Associate Professor Maneka Sinha, director of the University of Maryland Francis King Carey School of Law Criminal Defense Clinic, has been named a 2023-2024 Bellow Scholar by the Association of American Law Schools (AALS).
The highly competitive Bellow Scholars Program recognizes and supports the research projects of clinical law professors that reflect the ideals of Professor Gary Bellow, a pioneering founder of modern clinical legal education.
Every two years, the Bellow Scholars Committee seeks innovative project proposals from clinical legal educators designed to improve the quality of justice in communities, enhance the delivery of legal services, and promote economic and social justice.
Sinha’s project, Reliability and Automated Suspicion, will explore whether courts meaningfully address the reliability of policing technologies in Fourth Amendment reasonable suspicion and probable cause determinations through an analysis of hundreds of state and federal opinions.
“I’m tremendously honored to have been selected as a 2023-2024 Bellow Scholar,” said Sinha. “It is particularly meaningful to be selected for an honor named for Gary Bellow, who was a lifelong advocate for access to justice and an innovator in clinical legal education, and who started his career as a public defender right where I started mine, at the Public Defender Service for the District of Columbia (then called the Legal Aid Agency).

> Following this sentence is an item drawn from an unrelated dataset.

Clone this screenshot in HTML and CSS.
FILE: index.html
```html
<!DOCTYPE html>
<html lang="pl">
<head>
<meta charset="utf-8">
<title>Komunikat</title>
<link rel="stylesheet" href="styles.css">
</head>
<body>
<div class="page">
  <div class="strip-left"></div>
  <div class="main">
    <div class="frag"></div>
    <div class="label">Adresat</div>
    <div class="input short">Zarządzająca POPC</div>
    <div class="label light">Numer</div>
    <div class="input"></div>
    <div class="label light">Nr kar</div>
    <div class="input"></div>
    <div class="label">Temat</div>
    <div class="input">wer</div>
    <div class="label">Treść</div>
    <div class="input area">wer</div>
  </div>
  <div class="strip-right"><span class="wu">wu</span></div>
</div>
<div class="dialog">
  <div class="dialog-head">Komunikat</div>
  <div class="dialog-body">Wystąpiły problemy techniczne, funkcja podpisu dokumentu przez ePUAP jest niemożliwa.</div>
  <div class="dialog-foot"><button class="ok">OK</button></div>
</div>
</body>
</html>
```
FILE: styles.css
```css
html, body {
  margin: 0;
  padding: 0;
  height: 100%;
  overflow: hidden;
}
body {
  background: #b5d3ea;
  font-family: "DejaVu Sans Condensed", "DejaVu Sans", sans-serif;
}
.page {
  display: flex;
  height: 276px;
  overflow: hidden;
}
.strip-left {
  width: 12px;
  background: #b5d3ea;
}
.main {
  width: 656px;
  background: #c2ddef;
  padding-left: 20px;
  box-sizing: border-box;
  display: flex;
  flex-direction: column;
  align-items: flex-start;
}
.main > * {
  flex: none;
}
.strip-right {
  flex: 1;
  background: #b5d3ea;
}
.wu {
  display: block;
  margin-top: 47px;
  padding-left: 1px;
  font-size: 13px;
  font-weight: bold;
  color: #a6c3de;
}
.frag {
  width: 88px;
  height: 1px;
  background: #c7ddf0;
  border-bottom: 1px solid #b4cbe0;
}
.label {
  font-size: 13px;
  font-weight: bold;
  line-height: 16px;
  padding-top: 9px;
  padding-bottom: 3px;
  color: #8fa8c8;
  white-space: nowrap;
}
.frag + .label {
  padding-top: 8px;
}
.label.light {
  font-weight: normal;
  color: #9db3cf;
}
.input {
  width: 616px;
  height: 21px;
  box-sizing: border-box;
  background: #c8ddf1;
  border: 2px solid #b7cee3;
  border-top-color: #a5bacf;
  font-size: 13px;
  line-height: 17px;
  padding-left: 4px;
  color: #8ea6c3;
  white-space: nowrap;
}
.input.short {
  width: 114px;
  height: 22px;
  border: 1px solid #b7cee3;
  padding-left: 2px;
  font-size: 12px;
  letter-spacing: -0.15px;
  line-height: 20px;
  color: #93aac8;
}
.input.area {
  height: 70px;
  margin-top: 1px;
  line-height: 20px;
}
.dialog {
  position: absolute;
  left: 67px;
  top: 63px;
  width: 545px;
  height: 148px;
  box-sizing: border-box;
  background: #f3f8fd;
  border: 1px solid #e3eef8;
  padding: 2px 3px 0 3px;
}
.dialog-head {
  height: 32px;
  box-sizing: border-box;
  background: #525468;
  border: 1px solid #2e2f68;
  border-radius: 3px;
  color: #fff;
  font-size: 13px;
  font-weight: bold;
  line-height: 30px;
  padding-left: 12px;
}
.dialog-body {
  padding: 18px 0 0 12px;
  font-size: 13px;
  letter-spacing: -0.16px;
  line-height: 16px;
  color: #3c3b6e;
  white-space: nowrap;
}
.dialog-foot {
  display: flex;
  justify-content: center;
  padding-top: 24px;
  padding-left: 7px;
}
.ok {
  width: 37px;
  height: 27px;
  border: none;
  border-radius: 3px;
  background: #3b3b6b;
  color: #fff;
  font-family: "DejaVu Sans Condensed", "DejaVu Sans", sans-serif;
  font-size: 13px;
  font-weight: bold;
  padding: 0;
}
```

I am looking forward to learning from the other scholars in my cohort, whose work is important and inspiring, and from the brilliant Bellow Scholars who came before me.”

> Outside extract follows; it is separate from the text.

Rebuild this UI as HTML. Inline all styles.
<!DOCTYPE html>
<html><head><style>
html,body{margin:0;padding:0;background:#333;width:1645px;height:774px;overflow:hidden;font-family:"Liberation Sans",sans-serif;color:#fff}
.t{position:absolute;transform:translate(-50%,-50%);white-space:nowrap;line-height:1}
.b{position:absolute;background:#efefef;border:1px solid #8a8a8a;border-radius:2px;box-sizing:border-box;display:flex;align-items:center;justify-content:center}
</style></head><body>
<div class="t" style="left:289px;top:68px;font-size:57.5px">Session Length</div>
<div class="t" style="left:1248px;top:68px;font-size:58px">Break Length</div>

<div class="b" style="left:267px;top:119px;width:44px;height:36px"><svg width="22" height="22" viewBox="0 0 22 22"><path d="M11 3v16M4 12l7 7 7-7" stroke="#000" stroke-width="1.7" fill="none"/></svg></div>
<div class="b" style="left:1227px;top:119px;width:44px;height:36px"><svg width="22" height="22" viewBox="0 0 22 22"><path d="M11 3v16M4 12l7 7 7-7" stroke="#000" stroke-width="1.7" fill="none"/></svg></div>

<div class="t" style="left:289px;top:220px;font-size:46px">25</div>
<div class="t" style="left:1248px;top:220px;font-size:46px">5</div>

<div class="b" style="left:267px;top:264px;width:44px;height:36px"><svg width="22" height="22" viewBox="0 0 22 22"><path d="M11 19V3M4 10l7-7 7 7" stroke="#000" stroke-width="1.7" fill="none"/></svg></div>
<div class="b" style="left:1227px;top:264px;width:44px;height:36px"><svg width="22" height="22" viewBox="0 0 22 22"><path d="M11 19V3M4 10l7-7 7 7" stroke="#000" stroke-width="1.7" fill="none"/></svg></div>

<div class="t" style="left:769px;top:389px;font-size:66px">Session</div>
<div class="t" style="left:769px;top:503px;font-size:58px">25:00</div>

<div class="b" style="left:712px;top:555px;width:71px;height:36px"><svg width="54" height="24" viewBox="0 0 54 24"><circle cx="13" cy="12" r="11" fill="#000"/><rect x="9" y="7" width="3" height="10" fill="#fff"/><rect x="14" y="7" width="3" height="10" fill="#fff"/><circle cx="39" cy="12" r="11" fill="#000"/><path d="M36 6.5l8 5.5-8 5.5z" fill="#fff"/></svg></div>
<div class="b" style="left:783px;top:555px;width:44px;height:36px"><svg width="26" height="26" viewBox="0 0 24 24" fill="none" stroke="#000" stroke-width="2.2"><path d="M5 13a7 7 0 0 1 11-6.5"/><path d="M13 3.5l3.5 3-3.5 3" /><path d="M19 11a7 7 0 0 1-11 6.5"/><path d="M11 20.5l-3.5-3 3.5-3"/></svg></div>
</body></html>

Sinha and the four other scholars in this year’s cohort will make their first presentations at the AALS Clinical Conference in San Francisco at the end of April.
Sinha joined the University of Maryland Carey School of Law in 2019 to re-launch the Criminal Defense Clinic. She has extensive experience in criminal litigation and is recognized for her expertise in forensic science. Sinha’s research interests explore the intersection of forensic science evidence and outcomes in criminal cases.
She is the author of “Junk Science at Sentencing” in the George Washington Law Review, “Radically Reimagining Forensic Evidence” in the Alabama Law Review, and “The Dangers of Automated Gunshot Detection” in the Journal of Law & Innovation.
Prior to joining the law school, Sinha spent 10 years at the renowned Public Defender Service for the District of Columbia where she served as senior advisor to the agency’s director on forensic science issues and represented indigent clients charged with the most serious crimes in the District of Columbia, including complex homicides and sexual assaults. She also served as head of the agency’s nationally recognized Forensic Practice Group, training and supervising lawyers involved in forensic science litigation locally and nationwide, while also personally litigating highly complex and novel forensic science issues.
Sinha holds a JD from New York University School of Law and a BS in mechanical engineering from the University of California, Berkeley. She was named the 2021 Public Sector Trailblazer of the year by the South Asian Bar Association of Washington, D.C.